El método —y el reto— es dudar sin dejar de disfrutar. Es sucumbir voluntariamente a su posesión sabiendo que nos conducirá fuera de nosotras mismas, nos hará desconocernos y cambiar. El método es abandonarse al terror de no ser nuestras, de nunca podernos conocer ni definir, —“iluminar”— enteramente. Es no sentir que entregarnos voluntariamente a esta exploración es condena al sinsentido. Verte sufrir sin sentido no es lo que Él quiere de ti, porque eso lo aburre. Quiere verte intentar vencerlo y, eventualmente, ser vencido, para así liberarse de su forma y encarnar en otra. Quiere verte celebrar la salida y reencarnar en otra cosa. ¿Cuántas veces no te has aburrido tú misma de sufrir de la misma forma, sin el propósito de, al menos, experimentar otra?
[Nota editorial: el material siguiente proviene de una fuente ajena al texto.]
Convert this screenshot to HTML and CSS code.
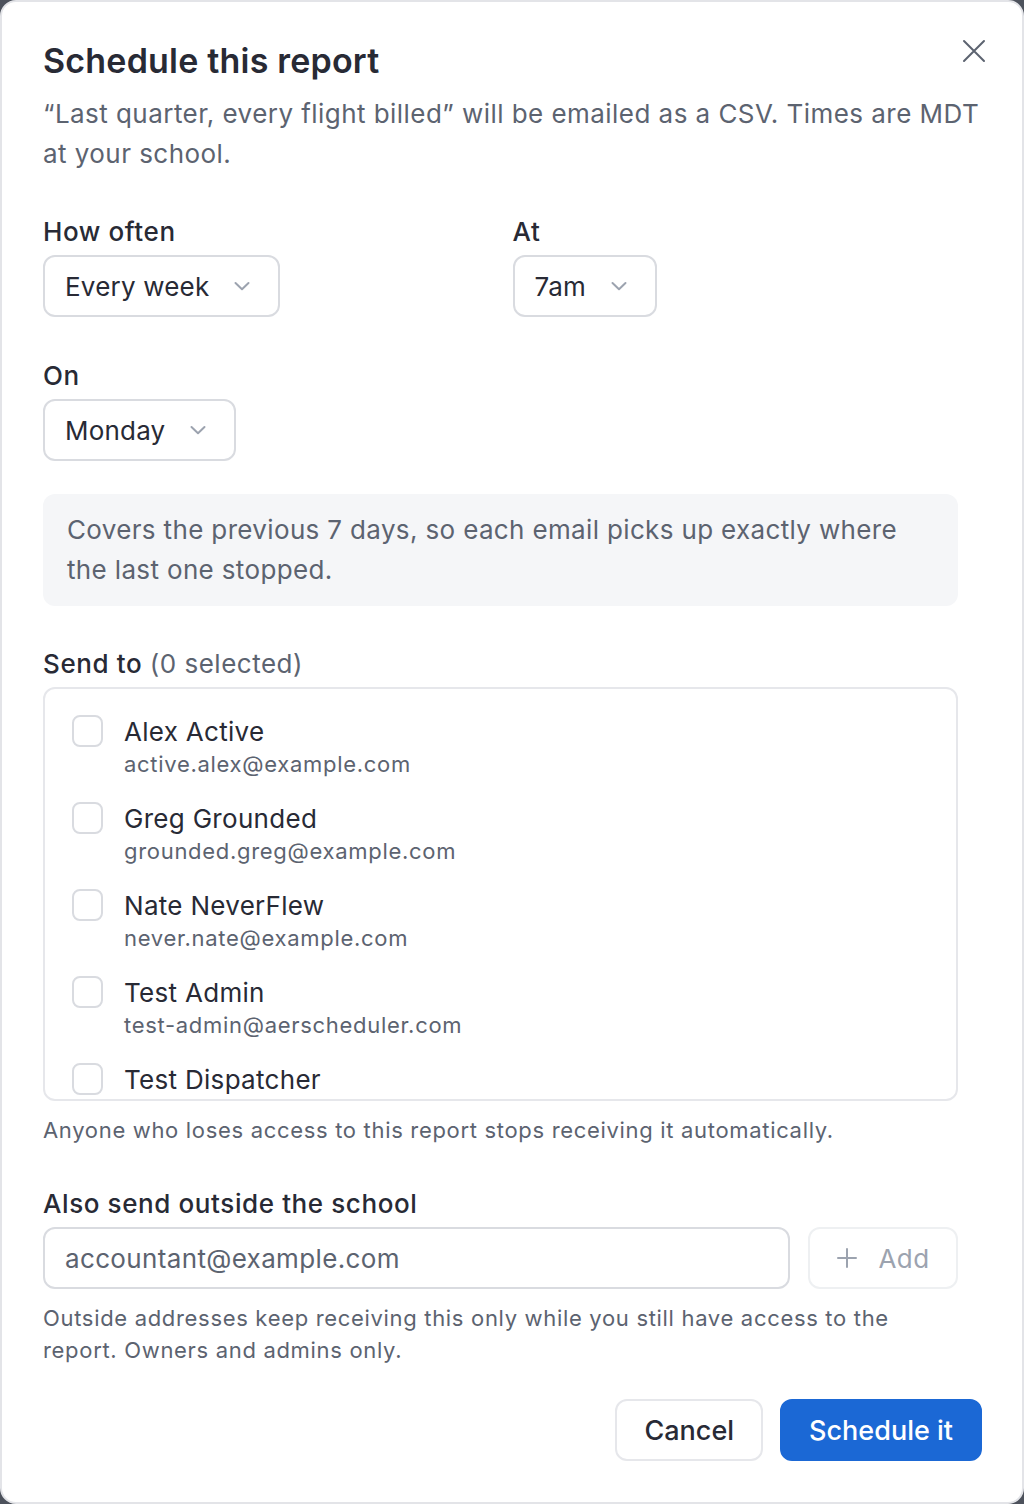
FILE: index.html
```html
<!DOCTYPE html>
<html lang="en">
<head>
  <meta charset="UTF-8" />
  <meta name="viewport" content="width=device-width, initial-scale=1.0" />
  <title>Schedule this report</title>
  <link rel="stylesheet" href="styles.css">
</head>
<body>

  <!-- Schedule dialog -->
  <div class="modal">
    <div class="modal-header">
      <h2>Schedule this report</h2>
      <button class="close-btn" aria-label="Close">
        <svg width="24" height="24" viewBox="0 0 24 24" fill="none" stroke="currentColor" stroke-width="2" stroke-linecap="round">
          <path d="M2 2L22 22M22 2L2 22" />
        </svg>
      </button>
    </div>
    <p class="intro">“Last quarter, every flight billed” will be emailed as a CSV. Times are MDT at your school.</p>

    <div class="row">
      <div class="field">
        <label>How often</label>
        <button class="select">
          <span>Every week</span>
          <svg class="chev" width="16" height="10" viewBox="0 0 16 10" fill="none" stroke="currentColor" stroke-width="2" stroke-linecap="round" stroke-linejoin="round"><path d="M1.5 2L8 8.2L14.5 2" /></svg>
        </button>
      </div>
      <div class="field">
        <label>At</label>
        <button class="select">
          <span>7am</span>
          <svg class="chev" width="16" height="10" viewBox="0 0 16 10" fill="none" stroke="currentColor" stroke-width="2" stroke-linecap="round" stroke-linejoin="round"><path d="M1.5 2L8 8.2L14.5 2" /></svg>
        </button>
      </div>
    </div>

    <div class="field field-on">
      <label>On</label>
      <button class="select">
        <span>Monday</span>
        <svg class="chev" width="16" height="10" viewBox="0 0 16 10" fill="none" stroke="currentColor" stroke-width="2" stroke-linecap="round" stroke-linejoin="round"><path d="M1.5 2L8 8.2L14.5 2" /></svg>
      </button>
    </div>

    <div class="note">Covers the previous 7 days, so each email picks up exactly where the last one stopped.</div>

    <div class="field field-send">
      <label>Send to <span class="count">(0 selected)</span></label>
      <div class="people">
        <label class="person">
          <span class="box"></span>
          <span class="who">
            <span class="name">Alex Active</span>
            <span class="email">active.alex@example.com</span>
          </span>
        </label>
        <label class="person">
          <span class="box"></span>
          <span class="who">
            <span class="name">Greg Grounded</span>
            <span class="email">grounded.greg@example.com</span>
          </span>
        </label>
        <label class="person">
          <span class="box"></span>
          <span class="who">
            <span class="name">Nate NeverFlew</span>
            <span class="email">never.nate@example.com</span>
          </span>
        </label>
        <label class="person">
          <span class="box"></span>
          <span class="who">
            <span class="name">Test Admin</span>
            <span class="email">test-admin@aerscheduler.com</span>
          </span>
        </label>
        <label class="person">
          <span class="box"></span>
          <span class="who">
            <span class="name">Test Dispatcher</span>
            <span class="email">test-dispatcher@aerscheduler.com</span>
          </span>
        </label>
      </div>
      <p class="hint">Anyone who loses access to this report stops receiving it automatically.</p>
    </div>

    <div class="field field-outside">
      <label>Also send outside the school</label>
      <div class="add-row">
        <input type="email" placeholder="accountant@example.com" />
        <button class="add-btn" disabled>
          <svg width="20" height="20" viewBox="0 0 20 20" fill="none" stroke="currentColor" stroke-width="2" stroke-linecap="round"><path d="M10 1V19M1 10H19" /></svg>
          Add
        </button>
      </div>
      <p class="hint hint-wide">Outside addresses keep receiving this only while you still have access to the report. Owners and admins only.</p>
    </div>

    <div class="actions">
      <button class="btn">Cancel</button>
      <button class="btn btn-primary">Schedule it</button>
    </div>
  </div>

</body>
</html>
```

FILE: styles.css
```css
:root {
  --text: #282a35;
  --muted: #5c6370;
  --faint: #9ca3af;
  --line: #d9dbe0;
  --line-soft: #e6e7eb;
  --blue: #1b68d5;
}
* {
  box-sizing: border-box;
}
body {
  margin: 0;
  background: #4d525c;
  font-family: Inter, "Noto Sans", Arial, sans-serif;
  color: var(--text);
  letter-spacing: 0.35px;
}
button, input {
  font-family: inherit;
  letter-spacing: inherit;
}
.modal {
  width: 1024px;
  height: 1504px;
  background: #fff;
  border: 2px solid #e3e4e8;
  border-radius: 16px;
  padding: 38px 40px 40px 41px;
}
.modal-header {
  display: flex;
  justify-content: space-between;
  align-items: flex-start;
}
.modal-header h2 {
  margin: 0;
  font-size: 34px;
  line-height: 42px;
  font-weight: 600;
  letter-spacing: 0.2px;
}
.close-btn {
  border: 0;
  background: none;
  padding: 0;
  margin: -1px -4px 0 0;
  color: var(--muted);
  display: flex;
}
.intro {
  margin: 12px 0 0;
  font-size: 26px;
  line-height: 40px;
  letter-spacing: 0.45px;
  color: var(--muted);
}
.row {
  display: grid;
  grid-template-columns: 1fr 1fr;
  gap: 24px;
  max-width: 915px;
  margin-top: 43px;
}
.field {
  display: flex;
  flex-direction: column;
  align-items: flex-start;
  gap: 8px;
}
.field label {
  font-size: 26px;
  line-height: 30px;
  font-weight: 500;
  letter-spacing: 0.6px;
}
.field-on {
  margin-top: 44px;
}
.select {
  display: flex;
  align-items: center;
  gap: 25px;
  height: 62px;
  padding: 0 28px 0 20px;
  background: #fff;
  border: 2px solid var(--line);
  border-radius: 12px;
  font-size: 26px;
  letter-spacing: 0.2px;
  color: var(--text);
}
.chev {
  color: var(--faint);
}
.note {
  max-width: 915px;
  margin-top: 33px;
  padding: 16px 24px;
  background: #f5f6f8;
  border-radius: 12px;
  font-size: 26px;
  line-height: 40px;
  color: var(--muted);
}
.field-send {
  margin-top: 43px;
  max-width: 915px;
  align-items: stretch;
}
.field .count {
  font-weight: 400;
  letter-spacing: 0.5px;
  color: var(--muted);
}
.people {
  height: 414px;
  overflow-y: auto;
  scrollbar-width: none;
  border: 2px solid var(--line-soft);
  border-radius: 12px;
  padding: 26px 27px 24px;
  display: flex;
  flex-direction: column;
  gap: 23px;
}
.field .person {
  display: flex;
  align-items: flex-start;
  gap: 21px;
  font-weight: 400;
  line-height: normal;
  letter-spacing: 0.3px;
}
.box {
  flex: none;
  width: 31px;
  height: 32px;
  border: 2px solid var(--line);
  border-radius: 8px;
}
.who {
  display: flex;
  flex-direction: column;
}
.name {
  font-size: 26px;
  line-height: 34px;
}
.email {
  font-size: 22px;
  line-height: 30px;
  letter-spacing: 0.7px;
  color: var(--muted);
}
.hint {
  margin: 6px 0 0;
  font-size: 22px;
  line-height: 30px;
  letter-spacing: 0.68px;
  color: var(--muted);
}
.field-outside {
  margin-top: 44px;
  align-items: stretch;
}
.add-row {
  display: flex;
  gap: 18px;
  max-width: 915px;
}
.add-row input {
  flex: 1;
  height: 62px;
  padding: 0 20px;
  border: 2px solid var(--line);
  border-radius: 12px;
  font-size: 26px;
  color: var(--text);
}
.add-row input::placeholder {
  color: var(--muted);
}
.add-btn {
  width: 150px;
  height: 62px;
  display: flex;
  align-items: center;
  justify-content: center;
  gap: 22px;
  background: #fff;
  border: 2px solid #eef0f2;
  border-radius: 12px;
  font-size: 26px;
  color: var(--faint);
}
.hint-wide {
  max-width: 915px;
  margin-top: 5px;
  line-height: 32px;
}
.actions {
  display: flex;
  justify-content: flex-end;
  gap: 17px;
  margin-top: 33px;
}
.btn {
  height: 62px;
  padding: 0 27px;
  background: #fff;
  border: 2px solid var(--line-soft);
  border-radius: 12px;
  font-size: 27px;
  font-weight: 500;
  letter-spacing: 0;
  color: var(--text);
}
.btn-primary {
  background: var(--blue);
  border-color: var(--blue);
  color: #fff;
}
```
Dios necesita una forma de comunicarse con nosotros, debe hablar nuestro idioma. El Dios severo, figura al mismo tiempo del bien y el mal, entendió que para ser comprendido por él debía acercarse al ser humano. Entonces se hizo hombre, así como antes se hizo serpiente para comunicarse con Eva en una lengua corporal alejada de su naturaleza abstracta y desencarnada. Dios necesita un medio y un método para hacerse comprensible, y lo encontró en hacerse según la forma de cada intérprete. Dios quiere ser descubierto detrás de su disfraz mundano y diabólico.
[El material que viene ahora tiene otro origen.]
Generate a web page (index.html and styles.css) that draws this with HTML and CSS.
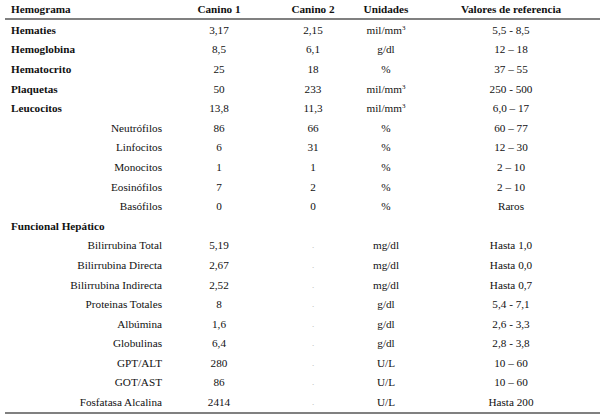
FILE: index.html
```html
<!DOCTYPE html>
<html lang="es">
<head>
<meta charset="utf-8">
<title>Hemograma</title>
<link rel="stylesheet" href="styles.css">
</head>
<body>
<table class="lab">
  <colgroup>
    <col class="c-name"><col class="c-v1"><col class="c-v2"><col class="c-unit"><col class="c-ref">
  </colgroup>
  <thead>
    <tr><th class="name">Hemograma</th><th>Canino 1</th><th>Canino 2</th><th>Unidades</th><th>Valores de referencia</th></tr>
  </thead>
  <tbody>
    <tr><td class="name main">Hematies</td><td>3,17</td><td>2,15</td><td>mil/mm<sup>3</sup></td><td>5,5 - 8,5</td></tr>
    <tr><td class="name main">Hemoglobina</td><td>8,5</td><td>6,1</td><td>g/dl</td><td>12 – 18</td></tr>
    <tr><td class="name main">Hematocrito</td><td>25</td><td>18</td><td>%</td><td>37 – 55</td></tr>
    <tr><td class="name main">Plaquetas</td><td>50</td><td>233</td><td>mil/mm<sup>3</sup></td><td>250 - 500</td></tr>
    <tr><td class="name main">Leucocitos</td><td>13,8</td><td>11,3</td><td>mil/mm<sup>3</sup></td><td>6,0 – 17</td></tr>
    <tr><td class="sub">Neutrófilos</td><td>86</td><td>66</td><td>%</td><td>60 – 77</td></tr>
    <tr><td class="sub">Linfocitos</td><td>6</td><td>31</td><td>%</td><td>12 – 30</td></tr>
    <tr><td class="sub">Monocitos</td><td>1</td><td>1</td><td>%</td><td>2 – 10</td></tr>
    <tr><td class="sub">Eosinófilos</td><td>7</td><td>2</td><td>%</td><td>2 – 10</td></tr>
    <tr><td class="sub">Basófilos</td><td>0</td><td>0</td><td>%</td><td>Raros</td></tr>
    <tr><td class="name main">Funcional Hepático</td><td></td><td></td><td></td><td></td></tr>
    <tr><td class="sub">Bilirrubina Total</td><td>5,19</td><td class="dot">.</td><td>mg/dl</td><td>Hasta 1,0</td></tr>
    <tr><td class="sub">Bilirrubina Directa</td><td>2,67</td><td class="dot">.</td><td>mg/dl</td><td>Hasta 0,0</td></tr>
    <tr><td class="sub">Bilirrubina Indirecta</td><td>2,52</td><td class="dot">.</td><td>mg/dl</td><td>Hasta 0,7</td></tr>
    <tr><td class="sub">Proteinas Totales</td><td>8</td><td class="dot">.</td><td>g/dl</td><td>5,4 - 7,1</td></tr>
    <tr><td class="sub">Albúmina</td><td>1,6</td><td class="dot">.</td><td>g/dl</td><td>2,6 - 3,3</td></tr>
    <tr><td class="sub">Globulinas</td><td>6,4</td><td class="dot">.</td><td>g/dl</td><td>2,8 - 3,8</td></tr>
    <tr><td class="sub">GPT/ALT</td><td>280</td><td class="dot">.</td><td>U/L</td><td>10 – 60</td></tr>
    <tr><td class="sub">GOT/AST</td><td>86</td><td class="dot">.</td><td>U/L</td><td>10 – 60</td></tr>
    <tr><td class="sub">Fosfatasa Alcalina</td><td>2414</td><td class="dot">.</td><td>U/L</td><td>Hasta 200</td></tr>
  </tbody>
</table>
</body>
</html>
```
FILE: styles.css
```css
html, body {
  margin: 0;
  padding: 0;
  background: #ffffff;
}
body {
  font-family: "Liberation Serif", "Times New Roman", serif;
  font-size: 11.2px;
  color: #111111;
}
.lab {
  margin-left: 5px;
  width: 595px;
  table-layout: fixed;
  border-collapse: collapse;
  border-bottom: 2px solid #808080;
}
.c-name { width: 157px; }
.c-v1 { width: 114px; }
.c-v2 { width: 74px; }
.c-unit { width: 72px; }
.c-ref { width: 178px; }
th {
  font-weight: bold;
  height: 18px;
  padding: 0;
  text-align: center;
  vertical-align: middle;
  border-bottom: 2px solid #808080;
  white-space: nowrap;
}
td {
  height: 19.6px;
  padding: 0;
  text-align: center;
  vertical-align: middle;
  white-space: nowrap;
}
th.name, td.name {
  text-align: left;
  padding-left: 6px;
}
td.main {
  font-weight: bold;
}
td.sub {
  text-align: right;
  padding-right: 0;
}
td.dot {
  color: #b0b0b0;
  font-size: 9px;
  text-align: left;
  padding-left: 36px;
}
sup {
  font-size: 7px;
  line-height: 0;
  vertical-align: 4px;
}
```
Es por eso que, en mi opinión, el puritanismo institucional (sea cual sea la religión o ideología que defienda en contra del mal), ha fracasado profundamente en conocer a Dios. No ha podido verlo escondido detrás de la máscara de la alteridad. A diferencia de Jesús —el actor, el poseído, el mago— que siempre supo ver la divinidad y la humanidad en el otro —al enfermo, al exiliado, al pecador— y supo tenderle una mano, ofrecerle su oído y darle una palabra de aliento. Él lo venció porque descubrió en su forma material, la divinidad. La diferencia entre Jesús y otros poseídos es que él asume la posesión y el sacrificio, porque sabe que es su destino. No lo padece, no porque no duela, sino porque el fin del camino de redención es el placer de morir y reencarnar: cambiar. No hay método sin fe de que el sufrimiento tiene un propósito. No hay redención sin pecado, como no hay Dios sin Diablo. Dios se hizo hombre, como se hace flor, agua, montaña y enemigo para darse a sí mismo —y a ti— un nombre y un propósito.
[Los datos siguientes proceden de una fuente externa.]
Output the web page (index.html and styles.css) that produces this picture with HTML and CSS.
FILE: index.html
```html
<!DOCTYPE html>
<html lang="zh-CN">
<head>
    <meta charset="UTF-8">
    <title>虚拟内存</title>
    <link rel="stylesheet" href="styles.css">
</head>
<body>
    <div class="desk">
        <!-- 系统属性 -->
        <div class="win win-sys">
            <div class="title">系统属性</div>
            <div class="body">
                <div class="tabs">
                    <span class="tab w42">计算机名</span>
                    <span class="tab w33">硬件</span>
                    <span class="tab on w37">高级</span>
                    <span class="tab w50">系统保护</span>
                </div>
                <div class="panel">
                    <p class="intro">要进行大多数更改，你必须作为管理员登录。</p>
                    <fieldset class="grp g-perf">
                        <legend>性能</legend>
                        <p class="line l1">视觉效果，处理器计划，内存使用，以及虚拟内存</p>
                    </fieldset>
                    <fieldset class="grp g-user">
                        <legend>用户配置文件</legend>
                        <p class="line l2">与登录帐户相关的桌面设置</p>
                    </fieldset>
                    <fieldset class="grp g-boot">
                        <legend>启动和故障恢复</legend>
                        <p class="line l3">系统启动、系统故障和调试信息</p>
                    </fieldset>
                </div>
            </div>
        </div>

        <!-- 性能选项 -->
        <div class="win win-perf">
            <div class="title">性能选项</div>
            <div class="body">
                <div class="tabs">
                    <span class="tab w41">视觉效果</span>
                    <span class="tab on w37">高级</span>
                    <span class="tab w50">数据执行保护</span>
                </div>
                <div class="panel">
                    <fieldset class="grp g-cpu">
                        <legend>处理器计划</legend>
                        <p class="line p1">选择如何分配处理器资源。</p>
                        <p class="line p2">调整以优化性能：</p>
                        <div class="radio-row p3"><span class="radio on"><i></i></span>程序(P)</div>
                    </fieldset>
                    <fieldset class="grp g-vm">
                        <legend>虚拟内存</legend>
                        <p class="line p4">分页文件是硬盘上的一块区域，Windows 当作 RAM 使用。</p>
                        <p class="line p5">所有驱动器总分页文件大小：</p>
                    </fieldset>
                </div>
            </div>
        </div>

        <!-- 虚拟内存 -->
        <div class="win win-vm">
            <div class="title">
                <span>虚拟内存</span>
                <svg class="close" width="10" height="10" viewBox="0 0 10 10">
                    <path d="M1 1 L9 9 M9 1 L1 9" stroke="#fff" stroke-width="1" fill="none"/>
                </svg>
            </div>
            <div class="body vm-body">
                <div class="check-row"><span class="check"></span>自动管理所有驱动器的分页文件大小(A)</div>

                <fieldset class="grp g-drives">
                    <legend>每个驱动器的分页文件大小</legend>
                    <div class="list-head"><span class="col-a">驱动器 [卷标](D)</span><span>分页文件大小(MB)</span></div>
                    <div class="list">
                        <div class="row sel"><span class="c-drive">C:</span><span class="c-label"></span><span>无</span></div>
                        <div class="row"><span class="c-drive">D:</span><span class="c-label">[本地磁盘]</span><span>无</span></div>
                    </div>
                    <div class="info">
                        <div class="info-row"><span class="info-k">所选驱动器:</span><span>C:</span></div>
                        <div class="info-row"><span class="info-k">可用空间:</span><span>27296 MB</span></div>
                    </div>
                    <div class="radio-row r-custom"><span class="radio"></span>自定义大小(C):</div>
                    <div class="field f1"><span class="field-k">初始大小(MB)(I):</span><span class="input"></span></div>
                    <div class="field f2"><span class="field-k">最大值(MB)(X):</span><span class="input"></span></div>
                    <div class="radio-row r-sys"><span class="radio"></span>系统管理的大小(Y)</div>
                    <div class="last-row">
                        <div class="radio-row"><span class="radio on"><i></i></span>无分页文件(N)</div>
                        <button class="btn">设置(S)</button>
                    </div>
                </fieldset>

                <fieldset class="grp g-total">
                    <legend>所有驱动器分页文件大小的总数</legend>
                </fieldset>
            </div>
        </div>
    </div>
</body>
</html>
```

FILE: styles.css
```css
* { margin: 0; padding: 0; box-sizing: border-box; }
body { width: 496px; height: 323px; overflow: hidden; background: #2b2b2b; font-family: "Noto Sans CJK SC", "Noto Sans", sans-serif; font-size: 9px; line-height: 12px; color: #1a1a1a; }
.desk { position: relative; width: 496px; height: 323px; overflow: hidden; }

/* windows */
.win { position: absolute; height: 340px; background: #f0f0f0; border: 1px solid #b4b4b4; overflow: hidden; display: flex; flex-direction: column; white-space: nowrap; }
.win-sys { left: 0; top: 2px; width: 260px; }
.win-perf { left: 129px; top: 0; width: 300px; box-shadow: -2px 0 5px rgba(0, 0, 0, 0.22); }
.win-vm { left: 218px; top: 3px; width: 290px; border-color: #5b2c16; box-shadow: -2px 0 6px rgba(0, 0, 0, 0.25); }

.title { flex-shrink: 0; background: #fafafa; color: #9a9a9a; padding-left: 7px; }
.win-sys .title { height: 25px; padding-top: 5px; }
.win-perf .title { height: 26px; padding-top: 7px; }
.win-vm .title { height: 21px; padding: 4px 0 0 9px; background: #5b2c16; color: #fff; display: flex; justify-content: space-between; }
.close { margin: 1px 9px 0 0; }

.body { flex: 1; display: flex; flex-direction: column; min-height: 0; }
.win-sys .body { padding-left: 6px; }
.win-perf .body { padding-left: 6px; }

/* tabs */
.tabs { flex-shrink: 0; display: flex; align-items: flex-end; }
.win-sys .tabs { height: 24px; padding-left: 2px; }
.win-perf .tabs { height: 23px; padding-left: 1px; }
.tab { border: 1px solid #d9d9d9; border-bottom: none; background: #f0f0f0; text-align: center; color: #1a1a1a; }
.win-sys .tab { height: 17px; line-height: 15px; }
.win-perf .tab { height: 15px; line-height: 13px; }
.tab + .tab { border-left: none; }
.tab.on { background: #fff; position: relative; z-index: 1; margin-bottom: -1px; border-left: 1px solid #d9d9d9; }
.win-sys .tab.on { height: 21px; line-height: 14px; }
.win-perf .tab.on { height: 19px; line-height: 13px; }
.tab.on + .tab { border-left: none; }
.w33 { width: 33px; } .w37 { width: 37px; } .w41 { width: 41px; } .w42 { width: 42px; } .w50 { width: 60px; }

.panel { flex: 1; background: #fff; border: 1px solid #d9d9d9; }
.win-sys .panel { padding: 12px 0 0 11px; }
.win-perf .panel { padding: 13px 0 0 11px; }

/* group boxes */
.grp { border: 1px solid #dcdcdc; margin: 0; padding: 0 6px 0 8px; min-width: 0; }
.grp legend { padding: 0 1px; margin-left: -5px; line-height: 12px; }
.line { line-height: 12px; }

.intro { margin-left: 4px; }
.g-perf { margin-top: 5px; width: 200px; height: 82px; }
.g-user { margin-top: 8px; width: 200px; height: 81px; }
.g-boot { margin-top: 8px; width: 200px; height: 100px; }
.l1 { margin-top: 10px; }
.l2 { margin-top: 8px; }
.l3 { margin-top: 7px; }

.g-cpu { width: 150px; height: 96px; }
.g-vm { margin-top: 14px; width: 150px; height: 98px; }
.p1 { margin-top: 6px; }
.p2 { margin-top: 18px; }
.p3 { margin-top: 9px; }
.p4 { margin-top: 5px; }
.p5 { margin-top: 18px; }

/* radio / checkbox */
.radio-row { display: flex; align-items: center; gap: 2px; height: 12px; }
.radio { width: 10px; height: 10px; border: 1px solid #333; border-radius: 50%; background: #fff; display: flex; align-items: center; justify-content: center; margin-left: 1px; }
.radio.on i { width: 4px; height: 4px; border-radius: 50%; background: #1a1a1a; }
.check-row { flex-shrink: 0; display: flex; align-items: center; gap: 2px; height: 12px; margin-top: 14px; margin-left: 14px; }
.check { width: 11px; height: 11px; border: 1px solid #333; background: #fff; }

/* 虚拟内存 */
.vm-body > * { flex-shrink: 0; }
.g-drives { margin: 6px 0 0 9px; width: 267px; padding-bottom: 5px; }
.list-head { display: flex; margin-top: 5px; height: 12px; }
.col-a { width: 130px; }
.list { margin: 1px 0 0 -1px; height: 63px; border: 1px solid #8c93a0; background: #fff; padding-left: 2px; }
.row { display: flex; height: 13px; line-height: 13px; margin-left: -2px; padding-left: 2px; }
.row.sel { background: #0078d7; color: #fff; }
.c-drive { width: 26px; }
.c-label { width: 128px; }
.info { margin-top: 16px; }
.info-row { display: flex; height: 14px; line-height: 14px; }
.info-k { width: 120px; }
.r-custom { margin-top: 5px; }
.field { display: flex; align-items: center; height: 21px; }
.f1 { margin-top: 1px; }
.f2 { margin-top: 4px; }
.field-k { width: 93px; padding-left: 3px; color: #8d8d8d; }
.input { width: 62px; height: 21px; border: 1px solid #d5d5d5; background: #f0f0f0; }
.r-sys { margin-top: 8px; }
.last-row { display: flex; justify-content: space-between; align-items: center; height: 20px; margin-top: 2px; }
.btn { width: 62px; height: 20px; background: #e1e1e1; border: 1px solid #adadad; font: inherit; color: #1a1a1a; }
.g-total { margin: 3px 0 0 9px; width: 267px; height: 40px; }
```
La imagen —pero sobre todo el recorrido ascendente de la montaña—es tortuosa porque es sacrificial. Fue por medio del sudor y la sangre que la imagen final de la crucifixión, con la que el hombre se hizo eterno, vale la pena. Es el calvario el que carga de sentido el truco final. Yo veo el viacrucis de Cristo como uno de los muchos acertijos del diablo. Es una historia en la que el autor se hace actor, escenario y método, para recuperar una imagen inolvidable de sí mismo, pero, como todas, pasajera y mundana. La muerte de Cristo es cualquier muerte, pero lo que la hace milagrosa es el misterio que deviene de ella: la otra, la nunca vista y solo imaginada, la de la resurrección en una vida desconocida. Únicamente accesible por medio de la fe, que es la duda de que lo imposible sí puede ser y que solo surge en el espacio del misterio.